Panthers Three-Headed Backfield will test Patriots Run Defense

Week 9's offensive explosion against Pittsburgh did a statistical number to many of the team's first half weaknesses. Third downs and red zone opportunities, two important situations that had killed the Pats earlier in the year, were suddenly being converted with regularity.

However, one weak spot that was not shored up in the win was the team's leaky run defense. The Pats, now the league's 30th ranked rushing defense, allowed Le'Veon Bell to consistently churn out positive yardage (16 carries, 74 yards, 4.6 yards a carry), despite his porous offensive line. The only saving grace for the run D was the fact that Pittsburgh only ran 20 times all game, likely due to a combination of playing from behind and Ben Roethlesberger's success through the air.
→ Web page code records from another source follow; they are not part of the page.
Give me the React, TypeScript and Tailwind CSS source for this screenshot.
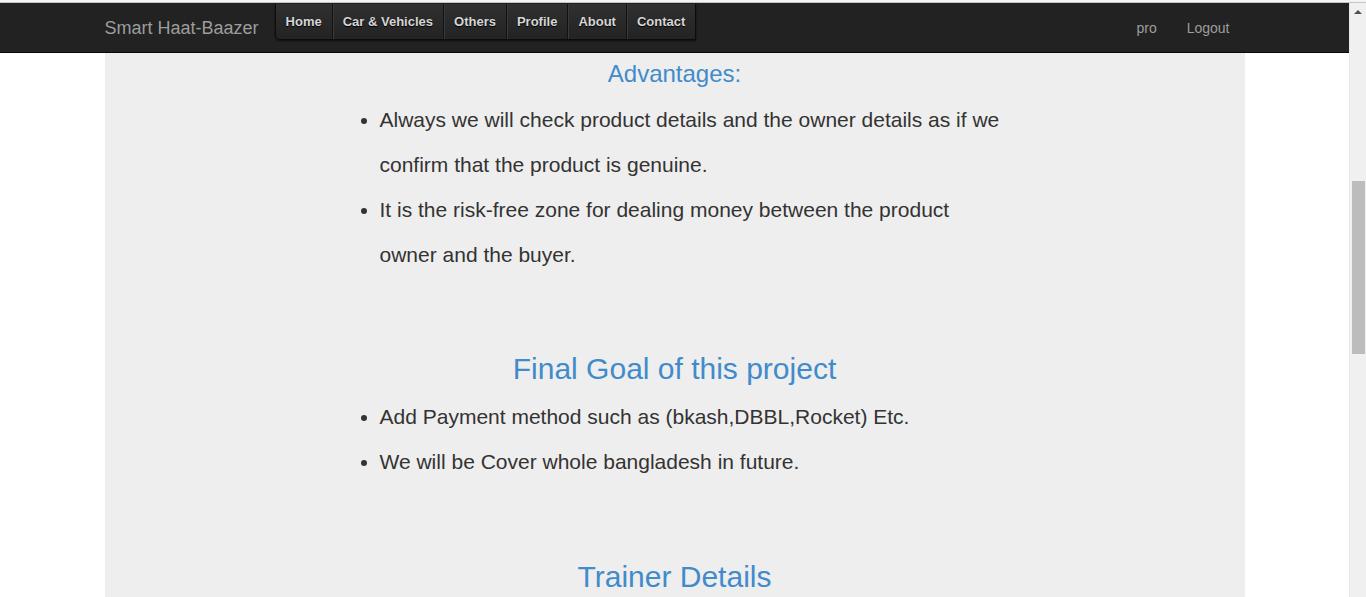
import React from "react";

const navItems = ["Home", "Car & Vehicles", "Others", "Profile", "About", "Contact"];

export default function App() {
  return (
    <div className="w-full h-[597px] overflow-hidden bg-white font-['Liberation_Sans',Arial,sans-serif] text-[#333]">
      <div className="h-[3px] bg-[#f4f4f4] border-b border-[#c4c4c4]" />
      <div className="flex h-[594px]">
        <div className="flex-1 flex flex-col min-w-0">
          {/* Navbar */}
          <div className="h-[50px] bg-[#222] border-b border-[#080808] shrink-0">
            <div className="w-[1170px] mx-auto px-[15px] flex items-start h-full">
              <div className="h-[49px] pt-[1px] flex items-center text-[18px] text-[#9d9d9d] pr-[16px]">
                Smart Haat-Baazer
              </div>
              <div className="mt-[1px] flex h-[36px] border border-[#0c0c0c] border-t-0 rounded-bl-[5px] bg-gradient-to-b from-[#303030] to-[#232323] shadow-[0_1px_2px_rgba(0,0,0,0.6)]">
                {navItems.map((item, i) => (
                  <div
                    key={item}
                    className={`flex items-center px-[10px] text-[13px] font-bold text-[#d6d6d6] [text-shadow:0_1px_1px_#000] ${
                      i > 0 ? "border-l border-[#111] shadow-[inset_1px_0_0_#3a3a3a]" : ""
                    } ${i === 0 ? "rounded-bl-[5px]" : ""}`}
                  >
                    {item}
                  </div>
                ))}
              </div>
              <div className="ml-auto flex h-[49px] pt-[2px] items-center text-[14px] text-[#9d9d9d]">
                <span className="px-[15px]">pro</span>
                <span className="px-[15px]">Logout</span>
              </div>
            </div>
          </div>
          {/* Content */}
          <div className="w-[1170px] mx-auto px-[15px] flex-1">
            <div className="bg-[#eeeeee] h-full pt-[8px]">
              <h3 className="text-center text-[24px] leading-[26px] text-[#428bca]">Advantages:</h3>
              <ul className="list-disc ml-[235px] w-[665px] pl-[40px] mt-[10px] text-[21px] leading-[45px] text-[#333]">
                <li>Always we will check product details and the owner details as if we confirm that the product is genuine.</li>
                <li>It is the risk-free zone for dealing money between the product owner and the buyer.</li>
              </ul>
              <h2 className="mt-[75px] text-center text-[30px] leading-[33px] text-[#428bca]">Final Goal of this project</h2>
              <ul className="list-disc ml-[235px] w-[665px] pl-[40px] mt-[9px] text-[21px] leading-[45px] text-[#333]">
                <li>Add Payment method such as (bkash,DBBL,Rocket) Etc.</li>
                <li>We will be Cover whole bangladesh in future.</li>
              </ul>
              <h2 className="mt-[76px] text-center text-[30px] leading-[33px] text-[#428bca]">Trainer Details</h2>
            </div>
          </div>
        </div>
        {/* Scrollbar */}
        <div className="w-[17px] bg-[#f0f0f0] border-l border-[#e8e8e8] flex flex-col items-center shrink-0">
          <div className="h-[17px] w-full flex items-center justify-center">
            <svg width="8" height="5" viewBox="0 0 8 5">
              <path d="M0 5 L4 1 L8 5 Z" fill="#505050" />
            </svg>
          </div>
          <div className="mt-[161px] w-[13px] h-[173px] bg-[#bcbcbc]" />
        </div>
      </div>
    </div>
  );
}
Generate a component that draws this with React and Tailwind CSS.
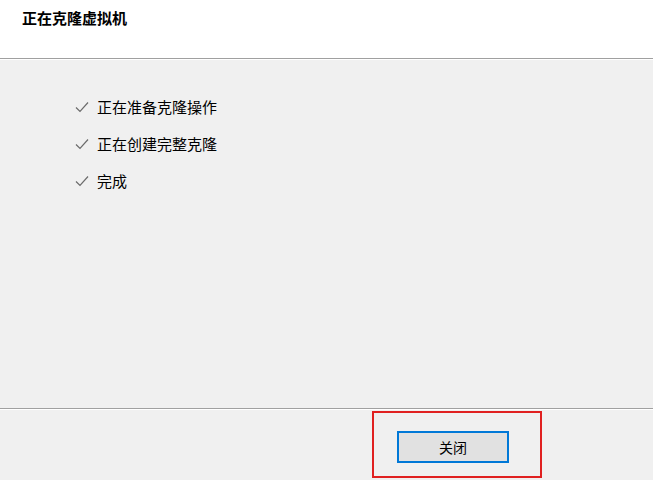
import React from 'react';

const steps = ['正在准备克隆操作', '正在创建完整克隆', '完成'];

function Check() {
  return (
    <svg width="14" height="12" viewBox="0 0 14 12" className="shrink-0">
      <path d="M1 6.5 L5 10.5 L13 1.5" fill="none" stroke="#6b6b6b" strokeWidth="1.2" />
    </svg>
  );
}

export default function App() {
  return (
    <div
      className="w-[653px] h-[480px] flex flex-col bg-[#f0f0f0] text-black overflow-hidden"
      style={{ fontFamily: '"Noto Sans CJK SC", "Noto Sans", sans-serif' }}
    >
      <div className="h-[58px] shrink-0 bg-white pl-[22px] pt-[7px] text-[15px] font-bold leading-[22px]">
        正在克隆虚拟机
      </div>
      <div className="h-px bg-[#a0a0a0]" />
      <div className="h-px bg-white" />
      <div className="flex-1 flex flex-col gap-[15px] pl-[75px] pt-[36px]">
        {steps.map(s => (
          <div key={s} className="flex items-center gap-[8px] h-[22px] text-[15px]">
            <Check />
            <span>{s}</span>
          </div>
        ))}
      </div>
      <div className="h-px bg-[#a0a0a0]" />
      <div className="h-px bg-white" />
      <div className="h-[70px] shrink-0 flex items-start pl-[372px] pt-[1px]">
        <div className="w-[170px] h-[67px] border-2 border-[#e02020] flex items-start pl-[23px] pt-[18px]">
          <button className="w-[112px] h-[32px] border-2 border-[#0078d7] bg-[#e1e1e1] text-[14px] flex items-center justify-center">
            关闭
          </button>
        </div>
      </div>
    </div>
  );
}
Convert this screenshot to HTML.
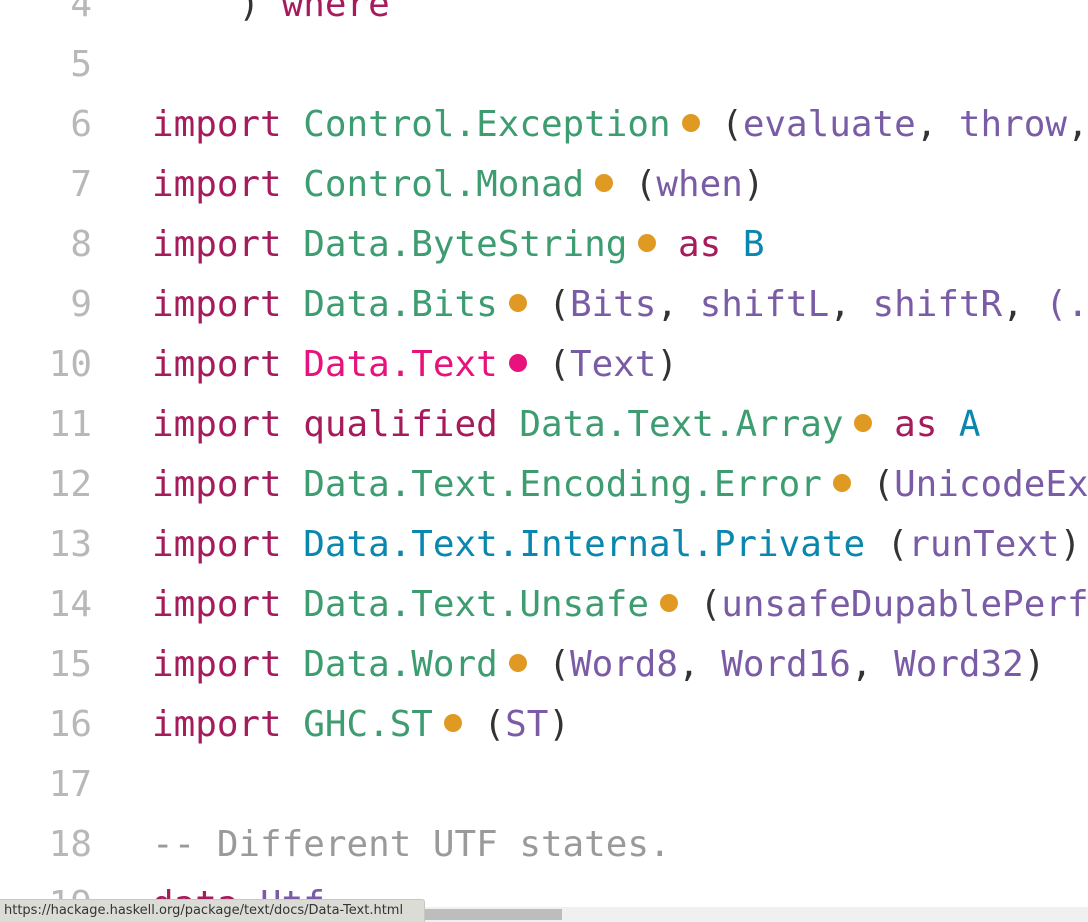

That weakness will surely be tested again this week by the Panthers. Carolina has run the ball 32 times a game this season (trailing only Seattle and San Francisco in that category), turning those into 127 hard-fought yards a game. The Panthers backfield is a three-headed monster, boasting former first-round picks DeAngelo Williams and Jonathan Stewart alongside versatile contributor Mike Tolbert.

Carolina presents a unique challenge because each of their backs brings a distinct skill set to the table. Williams is easily the fastest of the three and can be dangerous when he gets into space. He's by far their most dangerous big play threat, boasting both the elusiveness and home-run speed to gash a defense. Take a look at his 27 yard touchdown run last week against the Niners for evidence.

Stewart, on the other hand, is a classic bruiser. At 5'10" and 235 lbs, the former Oregon Duck is a powerful downfield runner who will run through any arm tackle. Stewart and Williams have split carries since Stewart's Week 9 return from an ankle injury, although Stewart's nearly disatrous fumble last week could cost him some opportunities.

Tolbert has a lesser pedigree than either of his backfield peers, but the former Charger has carved out a niche for himself with his versatility. He's maintained his reputation as a notorious touchdown vulture, scoring 6 touchdowns (4 rushing, 2 receiving) to lead all Panthers skill positions. In addition to his goal line role, Tolbert is the team's passing down back, as he is a capable receiver and excellent pass protector.

On top of those three backs, the Patriots will also have to worry about some guy named Cam Newton on the ground. Cam has rushed less this year than in years past, but remains a dynamic threat when he does take off. Newton is also a guy to watch in short-yardage situations, where he does a good job of using every bit of his 6'5", 245 lb body to get conversions.

So, how do the Pats stop this rushing attack? It will start at the line of scrimmage, where the Patriots defensive tackles have to start doing a better job of holding up at the point of attack. Isaac Sopoaga helps in this area simply by being an immovable 330 lbs, but there's only so much one guy can do against an entire team's rushing attack. Undrafted rookies Chris Jones and Joe Vellano continue to flash at times, but need to be more consistent in not getting driven backwards against the run.

The Patriots offense could do the run defense a huge favor by putting points on the board early and often. This, of course, will be easier said than done, as the Panther's have been one of the NFL's stingiest defenses. However, the Patriots will likely have all of their top weapons available for the first time all season, and some early success on offense could put some real pressure on a middle of the pack Panthers offense that isn't built to play from behind. If the Patriots can get ahead early enough to force the Panthers to throw a lot, the matchup will start to tilt the Patriots favor.

Of course, the Panthers logical counter to a powerful Patriots offense will be...running the ball. The Patriots two losses have both come when opponents have used their running games to dominate time of possession and limit the amount of time Tom Brady and the offense are on the field. That will likely be the strategy for the Panthers, at least early on. It will be up to the Patriots to step up and make plays, especially up front, to keep the Panthers from controlling the game on the ground.